# START OF Given information

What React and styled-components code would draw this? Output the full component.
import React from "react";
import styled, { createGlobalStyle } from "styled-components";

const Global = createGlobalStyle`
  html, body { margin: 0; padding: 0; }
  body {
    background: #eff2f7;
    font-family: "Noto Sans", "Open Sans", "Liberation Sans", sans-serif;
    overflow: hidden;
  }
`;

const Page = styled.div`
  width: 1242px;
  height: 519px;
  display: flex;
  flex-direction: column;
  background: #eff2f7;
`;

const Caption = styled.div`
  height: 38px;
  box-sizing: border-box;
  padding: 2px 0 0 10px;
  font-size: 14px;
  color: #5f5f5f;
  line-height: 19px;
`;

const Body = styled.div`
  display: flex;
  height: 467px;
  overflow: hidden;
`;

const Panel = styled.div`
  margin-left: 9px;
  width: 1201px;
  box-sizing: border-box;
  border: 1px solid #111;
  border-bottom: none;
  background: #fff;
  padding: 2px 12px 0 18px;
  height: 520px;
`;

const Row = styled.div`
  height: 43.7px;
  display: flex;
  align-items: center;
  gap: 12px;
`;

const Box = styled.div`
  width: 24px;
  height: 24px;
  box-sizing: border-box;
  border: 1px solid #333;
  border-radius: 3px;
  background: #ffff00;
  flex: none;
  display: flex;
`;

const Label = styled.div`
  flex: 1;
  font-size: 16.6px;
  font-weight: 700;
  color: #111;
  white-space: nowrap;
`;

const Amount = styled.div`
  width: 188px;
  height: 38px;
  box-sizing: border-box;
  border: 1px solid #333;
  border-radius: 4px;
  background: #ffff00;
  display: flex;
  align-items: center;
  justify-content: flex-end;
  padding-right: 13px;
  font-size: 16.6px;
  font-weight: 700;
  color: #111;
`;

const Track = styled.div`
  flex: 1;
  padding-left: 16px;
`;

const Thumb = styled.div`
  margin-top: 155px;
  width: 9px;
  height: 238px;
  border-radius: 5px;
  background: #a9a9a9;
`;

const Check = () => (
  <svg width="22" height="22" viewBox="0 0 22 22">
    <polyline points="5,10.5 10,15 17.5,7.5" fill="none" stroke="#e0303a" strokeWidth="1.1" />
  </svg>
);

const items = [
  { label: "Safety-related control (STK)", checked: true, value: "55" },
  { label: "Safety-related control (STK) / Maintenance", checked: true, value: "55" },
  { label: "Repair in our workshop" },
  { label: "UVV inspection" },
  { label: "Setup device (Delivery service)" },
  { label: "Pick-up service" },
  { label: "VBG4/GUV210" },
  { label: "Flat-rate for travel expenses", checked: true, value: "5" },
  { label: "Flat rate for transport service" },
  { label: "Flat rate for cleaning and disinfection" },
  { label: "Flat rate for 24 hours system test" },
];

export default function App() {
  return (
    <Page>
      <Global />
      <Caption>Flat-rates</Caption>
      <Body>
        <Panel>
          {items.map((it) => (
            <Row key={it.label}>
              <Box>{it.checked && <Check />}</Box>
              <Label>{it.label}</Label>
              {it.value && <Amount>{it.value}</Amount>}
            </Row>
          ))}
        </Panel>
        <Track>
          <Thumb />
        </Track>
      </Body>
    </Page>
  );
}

# END OF Given information

### Work required
Quote every line of the data, word for word.

### Solution to this exercise
What React and styled-components code would draw this? Output the full component.
import React from "react";
import styled, { createGlobalStyle } from "styled-components";

const Global = createGlobalStyle`
  html, body { margin: 0; padding: 0; }
  body {
    background: #eff2f7;
    font-family: "Noto Sans", "Open Sans", "Liberation Sans", sans-serif;
    overflow: hidden;
  }
`;

const Page = styled.div`
  width: 1242px;
  height: 519px;
  display: flex;
  flex-direction: column;
  background: #eff2f7;
`;

const Caption = styled.div`
  height: 38px;
  box-sizing: border-box;
  padding: 2px 0 0 10px;
  font-size: 14px;
  color: #5f5f5f;
  line-height: 19px;
`;

const Body = styled.div`
  display: flex;
  height: 467px;
  overflow: hidden;
`;

const Panel = styled.div`
  margin-left: 9px;
  width: 1201px;
  box-sizing: border-box;
  border: 1px solid #111;
  border-bottom: none;
  background: #fff;
  padding: 2px 12px 0 18px;
  height: 520px;
`;

const Row = styled.div`
  height: 43.7px;
  display: flex;
  align-items: center;
  gap: 12px;
`;

const Box = styled.div`
  width: 24px;
  height: 24px;
  box-sizing: border-box;
  border: 1px solid #333;
  border-radius: 3px;
  background: #ffff00;
  flex: none;
  display: flex;
`;

const Label = styled.div`
  flex: 1;
  font-size: 16.6px;
  font-weight: 700;
  color: #111;
  white-space: nowrap;
`;

const Amount = styled.div`
  width: 188px;
  height: 38px;
  box-sizing: border-box;
  border: 1px solid #333;
  border-radius: 4px;
  background: #ffff00;
  display: flex;
  align-items: center;
  justify-content: flex-end;
  padding-right: 13px;
  font-size: 16.6px;
  font-weight: 700;
  color: #111;
`;

const Track = styled.div`
  flex: 1;
  padding-left: 16px;
`;

const Thumb = styled.div`
  margin-top: 155px;
  width: 9px;
  height: 238px;
  border-radius: 5px;
  background: #a9a9a9;
`;

const Check = () => (
  <svg width="22" height="22" viewBox="0 0 22 22">
    <polyline points="5,10.5 10,15 17.5,7.5" fill="none" stroke="#e0303a" strokeWidth="1.1" />
  </svg>
);

const items = [
  { label: "Safety-related control (STK)", checked: true, value: "55" },
  { label: "Safety-related control (STK) / Maintenance", checked: true, value: "55" },
  { label: "Repair in our workshop" },
  { label: "UVV inspection" },
  { label: "Setup device (Delivery service)" },
  { label: "Pick-up service" },
  { label: "VBG4/GUV210" },
  { label: "Flat-rate for travel expenses", checked: true, value: "5" },
  { label: "Flat rate for transport service" },
  { label: "Flat rate for cleaning and disinfection" },
  { label: "Flat rate for 24 hours system test" },
];

export default function App() {
  return (
    <Page>
      <Global />
      <Caption>Flat-rates</Caption>
      <Body>
        <Panel>
          {items.map((it) => (
            <Row key={it.label}>
              <Box>{it.checked && <Check />}</Box>
              <Label>{it.label}</Label>
              {it.value && <Amount>{it.value}</Amount>}
            </Row>
          ))}
        </Panel>
        <Track>
          <Thumb />
        </Track>
      </Body>
    </Page>
  );
}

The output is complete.